§ **Given material**:
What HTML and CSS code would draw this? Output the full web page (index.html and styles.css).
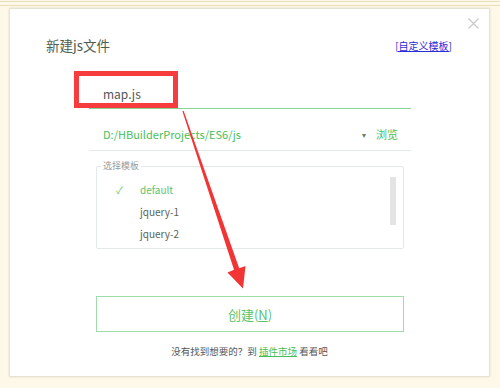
FILE: index.html
```html
<!DOCTYPE html>
<html lang="zh-CN">
<head>
  <meta charset="UTF-8" />
  <title>新建js文件</title>
  <link rel="stylesheet" href="styles.css">
</head>
<body>

  <div class="top-bar"></div>

  <div class="dialog">
    <span class="close">
      <svg width="11" height="11" viewBox="0 0 11 11"><path d="M0.5 0.5L10.5 10.5M10.5 0.5L0.5 10.5" stroke="#c9c9c9" stroke-width="1.2" fill="none"/></svg>
    </span>

    <div class="title-row">
      <span class="title">新建js文件</span>
      <a class="tpl-link">[自定义模板]</a>
    </div>

    <div class="form">
      <!-- 文件名 -->
      <div class="name-field">
        <span class="name-text">map.js</span>
        <span class="mark-box"></span>
      </div>

      <!-- 路径 -->
      <div class="path-row">
        <span class="path-text">D:/HBuilderProjects/ES6/js</span>
        <span class="caret">▾</span>
        <span class="browse">浏览</span>
      </div>

      <fieldset class="tpl-box">
        <legend>选择模板</legend>
        <div class="tpl-body">
          <ul class="tpl-list">
            <li class="active"><span class="check">✓</span>default</li>
            <li><span class="check"></span>jquery-1</li>
            <li><span class="check"></span>jquery-2</li>
          </ul>
          <div class="scroll"></div>
        </div>
      </fieldset>

      <button class="create">创建(<u>N</u>)</button>
    </div>

    <p class="hint">没有找到想要的？到 <a>插件市场</a> 看看吧</p>
  </div>

  <svg class="arrow" width="500" height="388" viewBox="0 0 500 388">
    <polygon points="182.4,111.2 183.6,110.8 239.2,268.2 245.5,266 243,288.5 227.5,272.5 234,269.8" fill="#f23434"/>
  </svg>

</body>
</html>
```

FILE: styles.css
```css
body {
  margin: 0;
  background: #fdf8e7;
  font-family: "Noto Sans CJK SC", "Noto Sans", sans-serif;
  width: 500px;
  height: 388px;
  position: relative;
  overflow: hidden;
}

.top-bar {
  height: 3px;
  margin-top: 1px;
  border-top: 1px solid #eadfb8;
  border-bottom: 1px solid #eadfb8;
}

.dialog {
  position: relative;
  margin: 3px 0 0 10px;
  width: 479px;
  height: 367px;
  background: #fff;
  box-shadow: 0 0 2px 1px rgba(0,0,0,0.13);
  padding-top: 26px;
  box-sizing: border-box;
}

.close {
  position: absolute;
  top: 9px;
  right: 10px;
  line-height: 0;
}

.title-row {
  display: flex;
  justify-content: space-between;
  align-items: center;
  height: 20px;
  padding: 0 37px 0 36px;
}

.title {
  font-size: 13.5px;
  color: #4f5d50;
}

.tpl-link {
  font-size: 10px;
  color: #2b2bd8;
  text-decoration: underline;
}

.form {
  width: 322px;
  margin: 22px 0 0 79px;
}

.name-field {
  position: relative;
  height: 31px;
  border-bottom: 1px solid #86d393;
  display: flex;
  align-items: center;
  padding-left: 14px;
}

.name-text {
  font-size: 12px;
  color: #555;
  padding-top: 1px;
}

.mark-box {
  position: absolute;
  left: -15px;
  top: -6px;
  width: 104px;
  height: 37px;
  border: 5px solid #f63c3c;
  box-sizing: border-box;
}

.path-row {
  height: 42px;
  box-sizing: border-box;
  padding: 9px 13px 0 14px;
  border-bottom: 1px solid #e3e8e8;
  display: flex;
  align-items: center;
  color: #46be5c;
}

.path-text {
  font-size: 11px;
  flex: 1;
}

.caret {
  font-size: 8px;
  color: #6c7a6c;
  margin-right: 10px;
}

.browse {
  font-size: 11px;
}

.tpl-box {
  margin: 9px 0 0 7px;
  width: 308px;
  box-sizing: border-box;
  padding: 0 0 4px 0;
  border: 1px solid #e3e8e8;
  border-radius: 2px;
  min-inline-size: 0;
}

.tpl-box legend {
  font-size: 9px;
  color: #9a9a9a;
  line-height: 12px;
  padding: 0 2px;
  margin-left: 4px;
}

.tpl-body {
  display: flex;
}

.tpl-list {
  list-style: none;
  margin: 0;
  padding: 6px 0 0 19px;
  flex: 1;
}

.tpl-list li {
  height: 22px;
  display: flex;
  align-items: center;
  font-size: 10px;
  color: #566356;
}

.tpl-list li.active {
  color: #5cc46e;
}

.check {
  width: 24px;
  font-size: 10px;
  color: #5cc46e;
}

.scroll {
  width: 6px;
  height: 48px;
  margin: 5px 7px 0 0;
  background: #e4e4e4;
}

.create {
  display: block;
  margin: 47px 0 0 7px;
  width: 308px;
  height: 36px;
  background: #fff;
  border: 1px solid #9fdcab;
  color: #58c46c;
  font-family: inherit;
  font-size: 13px;
}

.create u {
  text-decoration-thickness: 1px;
}

.hint {
  margin: 12px 0 0;
  text-align: center;
  font-size: 9.5px;
  line-height: 14px;
  color: #555;
}

.hint a {
  color: #46be5c;
  text-decoration: underline;
}

.arrow {
  position: absolute;
  left: 0;
  top: 0;
  pointer-events: none;
}
```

§ **Problem statement**: Pull every line containing the word "styles" out of the material.

§ **Output**:
What HTML and CSS code would draw this? Output the full web page (index.html and styles.css).
  <link rel="stylesheet" href="styles.css">
FILE: styles.css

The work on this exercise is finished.